Kimura暗い空間に幾何学的な光が差していて、後半に進むにつれて鮮やかになるイメージは、歌詞とサウンドの世界観どちらにもよくマッチしていると思います。PV完成版では、最後にもうひとりのミクちゃんが上から降りてきて消える演出がありますが、監修途中の段階ではそのミクちゃんにつかまれて上に引っ張り上げられていくシーンがあって、あれはあれでおもしろかったです(笑)。

『初音ミク Project DIVA MEGA39's』アーティストインタビュー。
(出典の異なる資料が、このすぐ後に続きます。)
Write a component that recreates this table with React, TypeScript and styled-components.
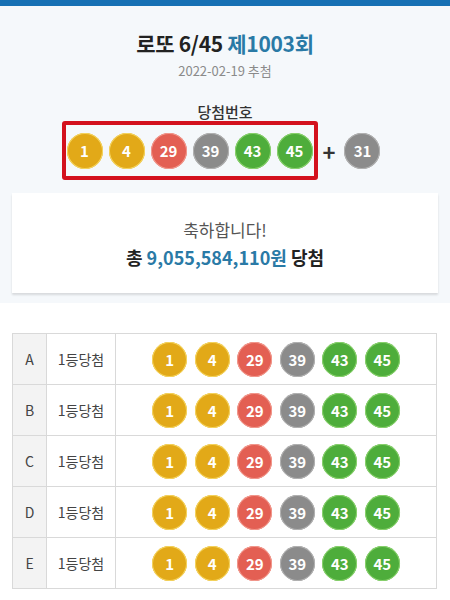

主題歌担当のkz(livetune)、『テオ』を手掛けたOmoiが想いを語る_03
『初音ミク Project DIVA MEGA39's』アーティストインタビュー。主題歌担当のkz(livetune)、『テオ』を手掛けたOmoiが想いを語る_04

――『初音ミク Project DIVA』シリーズの魅力は、どんなところにあると思いますか?

Sakuraiもう何年も前ですが、初期のアーケード版をプレイしたことがあります。譜面を追いつつ映像も同時に楽しめるような画面配置は当時の音ゲーとしては珍しく、おもしろいなと感じました。また『初音ミク Project DIVA』シリーズは、一般的な音楽ゲームとは違って、“初音ミク”という巨大なカルチャーに内包されたコンテンツであるという点も独特だと思います。それだけに強い思い入れがある方は多いでしょうし、今回の新作発売はとても意義深いことだと思います。

――これから『初音ミク Project DIVA MEGA39's』をプレイする方に、どんなところを楽しんでほしいですか?

Sakurai『テオ』は最近の公式ライブイベントでも披露されることが多い楽曲ですが、改めてゲームで遊んでみるとライブとは違う発見があったり、またその逆もあったりと、より多角的に楽曲を楽しんでいただけるんじゃないかなと思っています。

Kimura曲全体を通して8分音符中心のストレートな縦ノリで構成されているので、リズム的にはシンプルだと思います。音ゲーあるあるですが、EASYやNORMALで音符が減ると、逆にノるのが難しくなるパターンかも知れません(笑)。